In questo secolo in cui la vita umana viaggia sempre più speditamente la solitudine spesso è stigmatizzata e temuta. L’ho già scritto in passato e lo ripeto nuovamente: la solitudine può essere la più sadica delle carnefici o la migliore precettrice che un individuo possa incontrare lungo la sua esistenza. La mia sensibilità continua ad affinarsi grazie a un isolamento prolungato che è inframezzato da momenti aleatori di socialità. Non ho mai avuto legami affettivi e di conseguenza non ho subito le cattive influenze delle delusioni giovanili. I miei sentimenti sono vergini come la mia sessualità e devo la loro autenticità alla mancanza di risentimento che spesso alberga nei cuori dei miei simili. A questo punto della mia giovane vita inizio ad avvertire un profondo senso di distacco da tutte quelle passioni che non ho mai provato. È come se camminassi tranquillamente in mezzo a una folla che corre e scalcia per accaparrarsi un pezzo di carne e qualche sentimento artificiale con il quale condire un po’ il pasto dell’egoismo. Non mi appartiene la fame di sesso dei miei coetanei, non mi appartengono le infatuazioni, non mi appartiene la debolezza della carne e non mi appartengono i sentimenti costruiti a tavolino. L’autocontrollo e la volontà di osservare il mondo da un’ottica imparziale ripagano tutte le rinunce e gli sforzi con i quali tento di migliorare me stesso.

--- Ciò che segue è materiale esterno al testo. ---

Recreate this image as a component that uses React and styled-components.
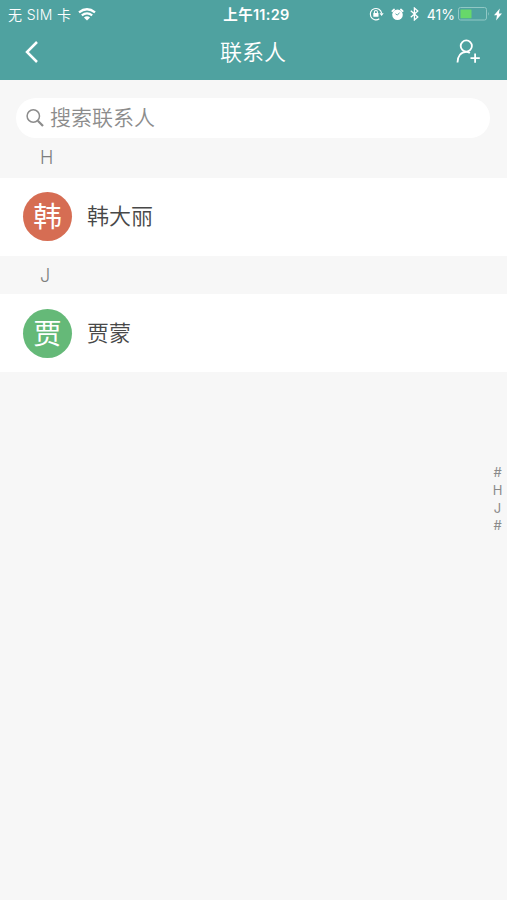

La mia mente atea non si nutre di principi religiosi e rigetta qualsiasi consolazione oppiacea, il mio corpo caucasico gode di salute e compie fatiche salubri. A volte mi sento combattuto, ma mediamente riesco a gioire del vuoto sul quale cammino e spero di continuare a procedere in salita fino al giorno della mia estinzione.